25.8.19

The Universal Herbal: Galium Aparine; Common Rough Ladies' Bedstraw, Cleavers, or Goose-grass.

The Universal Herbal;
or botanical, medical and agricultural dictonary.
Containing an account of All the known Plants in the World, arranged according to the Linnean system. Specifying the uses to which they are or may be applied, whether as food, as medicine, or in the arts and manufactures.
With the best methods of propagation, and the most recent agricultural improvements.
collected from indisputable Authorities.
Adapted to the use of the farmer - the gardener - the husbandman - the botanist - the florist - and country housekeepers in general.
By Thomas Green.
Vol. I
Liverpool.
Printed at the Caxton Press by Henri Fisher.

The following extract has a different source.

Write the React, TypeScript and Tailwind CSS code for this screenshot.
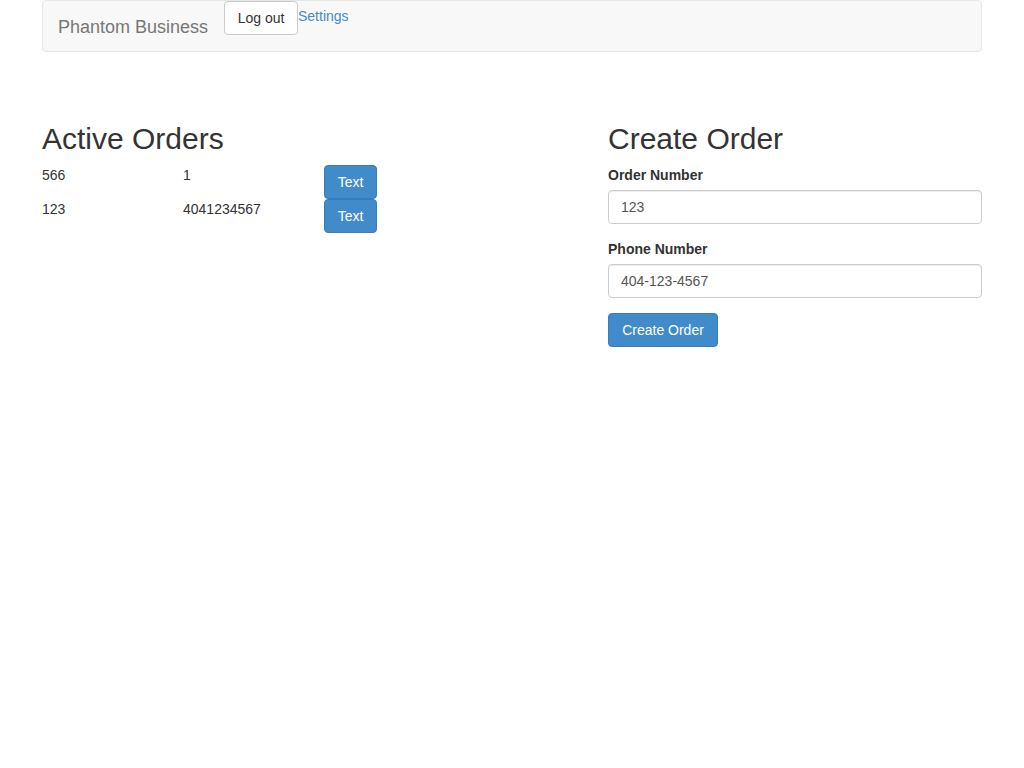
import { useState } from "react";

type Order = { id: string; phone: string };

const ORDERS: Order[] = [
  { id: "566", phone: "1" },
  { id: "123", phone: "4041234567" },
];

export default function App() {
  const [orderNumber, setOrderNumber] = useState("123");
  const [phone, setPhone] = useState("404-123-4567");

  return (
    <div className="min-h-screen bg-white text-[14px] leading-[20px] text-[#333]" style={{ fontFamily: '"Liberation Sans", Arial, sans-serif' }}>
      <div className="w-[970px] mx-auto px-[15px]">
        {/* Navbar */}
        <nav className="flex items-start h-[52px] bg-[#f8f8f8] border border-[#e7e7e7] rounded-[4px]">
          <a href="#" className="w-[181px] h-[50px] pl-[15px] pt-[16px] pb-[14px] text-[18px] leading-[20px] text-[#777]">
            Phantom Business
          </a>
          <div className="flex items-start">
            <button className="w-[74px] py-[6px] bg-white border border-[#ccc] rounded-[4px] text-[14px] leading-[20px] text-[#333]">
              Log out
            </button>
            <a href="#" className="mt-[5px] text-[#428bca]">
              Settings
            </a>
          </div>
        </nav>

        <div className="grid grid-cols-[566px_374px] mt-[70px]">
          {/* Active orders */}
          <div>
            <h2 className="text-[30px] leading-[33px] font-normal mb-[10px]">Active Orders</h2>
            <div>
              {ORDERS.map((o) => (
                <div key={o.id} className="grid grid-cols-[141px_141px_141px] items-start">
                  <div>{o.id}</div>
                  <div>{o.phone}</div>
                  <div>
                    <button className="w-[53px] py-[6px] bg-[#428bca] border border-[#357ebd] rounded-[4px] text-white leading-[20px]">
                      Text
                    </button>
                  </div>
                </div>
              ))}
            </div>
          </div>

          {/* Create order */}
          <div>
            <h2 className="text-[30px] leading-[33px] font-normal mb-[10px]">Create Order</h2>
            <div className="mb-[15px]">
              <label className="block font-bold mb-[5px]">Order Number</label>
              <input
                value={orderNumber}
                onChange={(e) => setOrderNumber(e.target.value)}
                className="block w-full h-[34px] px-[12px] py-[6px] border border-[#ccc] rounded-[4px] text-[#555] shadow-[inset_0_1px_1px_rgba(0,0,0,0.075)] outline-none"
              />
            </div>
            <div className="mb-[15px]">
              <label className="block font-bold mb-[5px]">Phone Number</label>
              <input
                value={phone}
                onChange={(e) => setPhone(e.target.value)}
                className="block w-full h-[34px] px-[12px] py-[6px] border border-[#ccc] rounded-[4px] text-[#555] shadow-[inset_0_1px_1px_rgba(0,0,0,0.075)] outline-none"
              />
            </div>
            <button className="w-[110px] py-[6px] bg-[#428bca] border border-[#357ebd] rounded-[4px] text-white leading-[20px]">
              Create Order
            </button>
          </div>
        </div>
      </div>
    </div>
  );
}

Printer in Ordinary to His Majesty.
1824
Leaves in eights, lanceolate; keels scabrous, with prickles pointing backwards; joints viliose; root annual; stem four feet high or more, weak, and supporting itself on other plants, brittle-jointed; the joints villose at the base; the angles are set with pellucid prickles, pointing downwards; it is very branched, and the branches are opposite; flowers few and small, on rough peduncles; calix none; corolla whitish, scarcely longer than the germen, divided to the base into four ovate acute segments. This plant is reckoned to purify the biood, and is therefore a common ingredient in spring broth. The expressed juice of the herb, taken to the amount of four ounces, or a quarter of a pint, night and morning, during several weeks, is very efficacious in removing many of those cutaneous eruptions, which are commonly, though improperly, called scorbutic. It has been much celebrated in scrofulous and cancerous sores; but it must be confessed, that the experiments made in our hospitals have not confirmed its celebrity. The juice of the stem and leaves, are acknowledged nevertheless to be of a cooling nature: it increases the urinary discharge, and is therefore esteeemed in the jaundice, dropsy, suppression of urine, gravel, and other disorders that arise from obstructions of the viscera. Linneus says, that this plant is very apt to infest crops of peas; and that the Swedes use the stalks as a filter, to strain their milk through. Dioscorides observes, that the same use was made of it in his time, and it certainly is not a bad substitute, to take hairs out of the milk, where a sieve is not at hand. The seeds have been used instead of coffee. The roots, like most others of this genus, will dye red, and are found to tinge the bones of the birds that eat them, of that colour. As it is an annual weed, it is easily destroyed, if it be cut or plucked up early, for it begins to seed in June. — It is common in hedges and cultivated grounds. The well-known property of adhering to whatever it comes in contact with, has given this plant the names of cleavers, clevers, clivers, and catchweed or scratch weed; from the same idea, it also derived the more elegant appellation of philanthrophon, among the Greeks and Romans; from its roughness, it has been called hariff, or rather hairough: and from being a favourite food or medicine of geese, goose-grass, goose-share, and gosling-weed.